— Exercise task —
In your copy, leave out the pictures; write out all the data exactly.

— Recorded data —
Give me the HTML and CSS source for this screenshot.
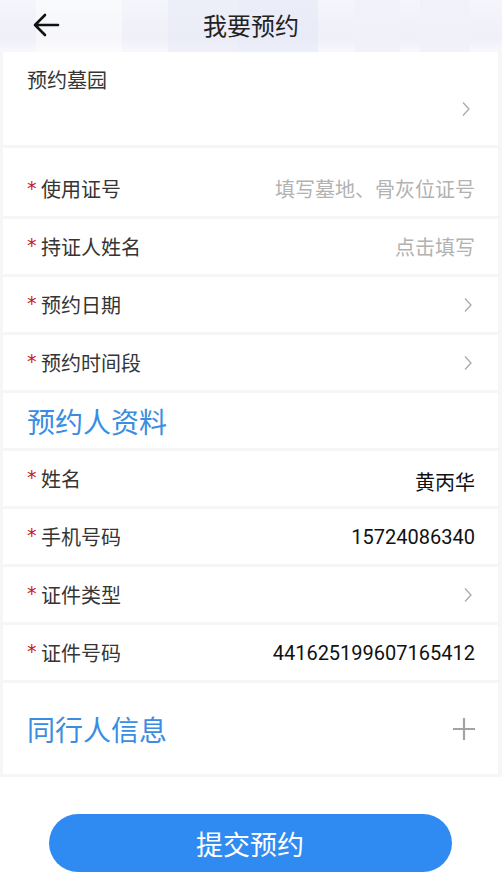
FILE: index.html
```html
<!DOCTYPE html>
<html lang="zh-CN">
<head>
<meta charset="utf-8">
<title>我要预约</title>
<link rel="stylesheet" href="styles.css">
</head>
<body>
<header class="topbar">
  <span class="back">
    <svg width="28" height="24" viewBox="0 0 28 24"><path d="M26 12H3M13 2L3 12l10 10" fill="none" stroke="#111" stroke-width="2.6" stroke-linecap="round" stroke-linejoin="round"/></svg>
  </span>
  <h1 class="title">我要预约</h1>
</header>
<main class="form">
  <div class="row row-cemetery">
    <div class="label">预约墓园</div>
    <div class="cemetery-arrow"><svg class="chev" width="10" height="16" viewBox="0 0 10 16"><path d="M2 1.5l6 6.5-6 6.5" fill="none" stroke="#aaa" stroke-width="1.3"/></svg></div>
  </div>
  <div class="row row-cert">
    <div class="label"><span class="star">*</span>使用证号</div>
    <div class="placeholder">填写墓地、骨灰位证号</div>
  </div>
  <div class="row">
    <div class="label"><span class="star">*</span>持证人姓名</div>
    <div class="placeholder">点击填写</div>
  </div>
  <div class="row">
    <div class="label"><span class="star">*</span>预约日期</div>
    <svg class="chev" width="10" height="16" viewBox="0 0 10 16"><path d="M2 1.5l6 6.5-6 6.5" fill="none" stroke="#aaa" stroke-width="1.3"/></svg>
  </div>
  <div class="row">
    <div class="label"><span class="star">*</span>预约时间段</div>
    <svg class="chev" width="10" height="16" viewBox="0 0 10 16"><path d="M2 1.5l6 6.5-6 6.5" fill="none" stroke="#aaa" stroke-width="1.3"/></svg>
  </div>
  <div class="row section">
    <div class="section-title">预约人资料</div>
  </div>
  <div class="row">
    <div class="label"><span class="star">*</span>姓名</div>
    <div class="value value-name">黄丙华</div>
  </div>
  <div class="row">
    <div class="label"><span class="star">*</span>手机号码</div>
    <div class="value">15724086340</div>
  </div>
  <div class="row">
    <div class="label"><span class="star">*</span>证件类型</div>
    <svg class="chev" width="10" height="16" viewBox="0 0 10 16"><path d="M2 1.5l6 6.5-6 6.5" fill="none" stroke="#aaa" stroke-width="1.3"/></svg>
  </div>
  <div class="row">
    <div class="label"><span class="star">*</span>证件号码</div>
    <div class="value">441625199607165412</div>
  </div>
  <div class="row section companions">
    <div class="section-title">同行人信息</div>
    <svg class="plus" width="24" height="24" viewBox="0 0 24 24"><path d="M12 1v22M1 12h22" fill="none" stroke="#a3a3a3" stroke-width="2.2"/></svg>
  </div>
  <div class="footer">
    <button class="submit" type="button">提交预约</button>
  </div>
</main>
</body>
</html>
```
FILE: styles.css
```css
* { box-sizing: border-box; }
html, body { margin: 0; padding: 0; }
body {
  width: 502px;
  height: 878px;
  overflow: hidden;
  background: #f6f6f7;
  font-family: "Noto Sans CJK SC", "Noto Sans", sans-serif;
  color: #333;
}
.topbar {
  height: 52px;
  display: flex;
  align-items: center;
  justify-content: center;
  position: relative;
  background-color: #f3f4fa;
  background-image:
    linear-gradient(90deg, transparent 0, transparent 36px, rgba(255,255,255,0.45) 36px, rgba(255,255,255,0.45) 122px, transparent 122px),
    linear-gradient(90deg, transparent 0, transparent 168px, rgba(232,234,247,0.6) 168px, rgba(232,234,247,0.6) 238px, transparent 238px),
    linear-gradient(90deg, transparent 0, transparent 238px, rgba(226,230,247,0.5) 238px, rgba(226,230,247,0.5) 318px, transparent 318px),
    linear-gradient(90deg, transparent 0, transparent 355px, rgba(240,241,249,0.8) 355px, rgba(240,241,249,0.8) 400px, transparent 400px, transparent 420px, rgba(240,241,249,0.8) 420px, rgba(240,241,249,0.8) 470px, transparent 470px),
    linear-gradient(180deg, #f5f6fb 0, #eff0f8 38px, #f8f8fc 52px);
}
.back {
  position: absolute;
  left: 32px;
  top: 13px;
  display: flex;
}
.title {
  margin: 0;
  font-size: 24px;
  font-weight: 400;
  color: #222;
  line-height: 1;
  margin-top: -2px;
}
.form {
  display: flex;
  flex-direction: column;
  gap: 3px;
  padding: 0 4px 0 3px;
}
.row {
  height: 55px;
  background: #fff;
  display: flex;
  align-items: center;
  justify-content: space-between;
  padding: 0 23px 0 24px;
}
.row-cemetery {
  height: 93px;
  flex-direction: column;
  align-items: stretch;
  justify-content: flex-start;
  padding-top: 15px;
}
.cemetery-arrow {
  display: flex;
  justify-content: flex-end;
  margin-top: 8px;
  padding-right: 2px;
}
.row-cert {
  height: 68px;
  align-items: flex-end;
  padding-bottom: 14px;
}
.label {
  font-size: 20px;
  line-height: 26px;
  color: #353535;
  display: flex;
  align-items: center;
}
.star {
  color: #c8161d;
  font-size: 19px;
  width: 14px;
  font-family: "DejaVu Sans", sans-serif;
  margin-top: -3px;
}
.placeholder {
  font-size: 20px;
  color: #b2b2b2;
  line-height: 26px;
}
.chev { margin-right: 2px; }
.value {
  font-family: Roboto, "Noto Sans CJK SC", sans-serif;
  font-size: 20px;
  color: #111;
  line-height: 26px;
}
.value-name {
  font-family: "Noto Sans CJK SC", sans-serif;
  font-size: 20px;
  margin-top: 6px;
}
.section-title {
  font-size: 28px;
  color: #3a8de0;
  line-height: 34px;
}
.companions {
  height: 91px;
}
.plus { margin-right: -1px; }
.footer {
  background: #fff;
  height: 104px;
  padding-top: 37px;
  display: flex;
  justify-content: center;
  margin: 0 -4px 0 -3px;
}
.submit {
  width: 403px;
  height: 58px;
  border: none;
  border-radius: 29px;
  background: #2f8bf1;
  color: #fff;
  font-family: "Noto Sans CJK SC", sans-serif;
  font-size: 27px;
  letter-spacing: 0;
  margin-left: -2px;
}
```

— Response to the task —
Give me the HTML and CSS source for this screenshot.
FILE: index.html
```html
<!DOCTYPE html>
<html lang="zh-CN">
<head>
<meta charset="utf-8">
<title>我要预约</title>
<link rel="stylesheet" href="styles.css">
</head>
<body>
<header class="topbar">
  <span class="back">
    <svg width="28" height="24" viewBox="0 0 28 24"><path d="M26 12H3M13 2L3 12l10 10" fill="none" stroke="#111" stroke-width="2.6" stroke-linecap="round" stroke-linejoin="round"/></svg>
  </span>
  <h1 class="title">我要预约</h1>
</header>
<main class="form">
  <div class="row row-cemetery">
    <div class="label">预约墓园</div>
    <div class="cemetery-arrow"><svg class="chev" width="10" height="16" viewBox="0 0 10 16"><path d="M2 1.5l6 6.5-6 6.5" fill="none" stroke="#aaa" stroke-width="1.3"/></svg></div>
  </div>
  <div class="row row-cert">
    <div class="label"><span class="star">*</span>使用证号</div>
    <div class="placeholder">填写墓地、骨灰位证号</div>
  </div>
  <div class="row">
    <div class="label"><span class="star">*</span>持证人姓名</div>
    <div class="placeholder">点击填写</div>
  </div>
  <div class="row">
    <div class="label"><span class="star">*</span>预约日期</div>
    <svg class="chev" width="10" height="16" viewBox="0 0 10 16"><path d="M2 1.5l6 6.5-6 6.5" fill="none" stroke="#aaa" stroke-width="1.3"/></svg>
  </div>
  <div class="row">
    <div class="label"><span class="star">*</span>预约时间段</div>
    <svg class="chev" width="10" height="16" viewBox="0 0 10 16"><path d="M2 1.5l6 6.5-6 6.5" fill="none" stroke="#aaa" stroke-width="1.3"/></svg>
  </div>
  <div class="row section">
    <div class="section-title">预约人资料</div>
  </div>
  <div class="row">
    <div class="label"><span class="star">*</span>姓名</div>
    <div class="value value-name">黄丙华</div>
  </div>
  <div class="row">
    <div class="label"><span class="star">*</span>手机号码</div>
    <div class="value">15724086340</div>
  </div>
  <div class="row">
    <div class="label"><span class="star">*</span>证件类型</div>
    <svg class="chev" width="10" height="16" viewBox="0 0 10 16"><path d="M2 1.5l6 6.5-6 6.5" fill="none" stroke="#aaa" stroke-width="1.3"/></svg>
  </div>
  <div class="row">
    <div class="label"><span class="star">*</span>证件号码</div>
    <div class="value">441625199607165412</div>
  </div>
  <div class="row section companions">
    <div class="section-title">同行人信息</div>
    <svg class="plus" width="24" height="24" viewBox="0 0 24 24"><path d="M12 1v22M1 12h22" fill="none" stroke="#a3a3a3" stroke-width="2.2"/></svg>
  </div>
  <div class="footer">
    <button class="submit" type="button">提交预约</button>
  </div>
</main>
</body>
</html>
```
FILE: styles.css
```css
* { box-sizing: border-box; }
html, body { margin: 0; padding: 0; }
body {
  width: 502px;
  height: 878px;
  overflow: hidden;
  background: #f6f6f7;
  font-family: "Noto Sans CJK SC", "Noto Sans", sans-serif;
  color: #333;
}
.topbar {
  height: 52px;
  display: flex;
  align-items: center;
  justify-content: center;
  position: relative;
  background-color: #f3f4fa;
  background-image:
    linear-gradient(90deg, transparent 0, transparent 36px, rgba(255,255,255,0.45) 36px, rgba(255,255,255,0.45) 122px, transparent 122px),
    linear-gradient(90deg, transparent 0, transparent 168px, rgba(232,234,247,0.6) 168px, rgba(232,234,247,0.6) 238px, transparent 238px),
    linear-gradient(90deg, transparent 0, transparent 238px, rgba(226,230,247,0.5) 238px, rgba(226,230,247,0.5) 318px, transparent 318px),
    linear-gradient(90deg, transparent 0, transparent 355px, rgba(240,241,249,0.8) 355px, rgba(240,241,249,0.8) 400px, transparent 400px, transparent 420px, rgba(240,241,249,0.8) 420px, rgba(240,241,249,0.8) 470px, transparent 470px),
    linear-gradient(180deg, #f5f6fb 0, #eff0f8 38px, #f8f8fc 52px);
}
.back {
  position: absolute;
  left: 32px;
  top: 13px;
  display: flex;
}
.title {
  margin: 0;
  font-size: 24px;
  font-weight: 400;
  color: #222;
  line-height: 1;
  margin-top: -2px;
}
.form {
  display: flex;
  flex-direction: column;
  gap: 3px;
  padding: 0 4px 0 3px;
}
.row {
  height: 55px;
  background: #fff;
  display: flex;
  align-items: center;
  justify-content: space-between;
  padding: 0 23px 0 24px;
}
.row-cemetery {
  height: 93px;
  flex-direction: column;
  align-items: stretch;
  justify-content: flex-start;
  padding-top: 15px;
}
.cemetery-arrow {
  display: flex;
  justify-content: flex-end;
  margin-top: 8px;
  padding-right: 2px;
}
.row-cert {
  height: 68px;
  align-items: flex-end;
  padding-bottom: 14px;
}
.label {
  font-size: 20px;
  line-height: 26px;
  color: #353535;
  display: flex;
  align-items: center;
}
.star {
  color: #c8161d;
  font-size: 19px;
  width: 14px;
  font-family: "DejaVu Sans", sans-serif;
  margin-top: -3px;
}
.placeholder {
  font-size: 20px;
  color: #b2b2b2;
  line-height: 26px;
}
.chev { margin-right: 2px; }
.value {
  font-family: Roboto, "Noto Sans CJK SC", sans-serif;
  font-size: 20px;
  color: #111;
  line-height: 26px;
}
.value-name {
  font-family: "Noto Sans CJK SC", sans-serif;
  font-size: 20px;
  margin-top: 6px;
}
.section-title {
  font-size: 28px;
  color: #3a8de0;
  line-height: 34px;
}
.companions {
  height: 91px;
}
.plus { margin-right: -1px; }
.footer {
  background: #fff;
  height: 104px;
  padding-top: 37px;
  display: flex;
  justify-content: center;
  margin: 0 -4px 0 -3px;
}
.submit {
  width: 403px;
  height: 58px;
  border: none;
  border-radius: 29px;
  background: #2f8bf1;
  color: #fff;
  font-family: "Noto Sans CJK SC", sans-serif;
  font-size: 27px;
  letter-spacing: 0;
  margin-left: -2px;
}
```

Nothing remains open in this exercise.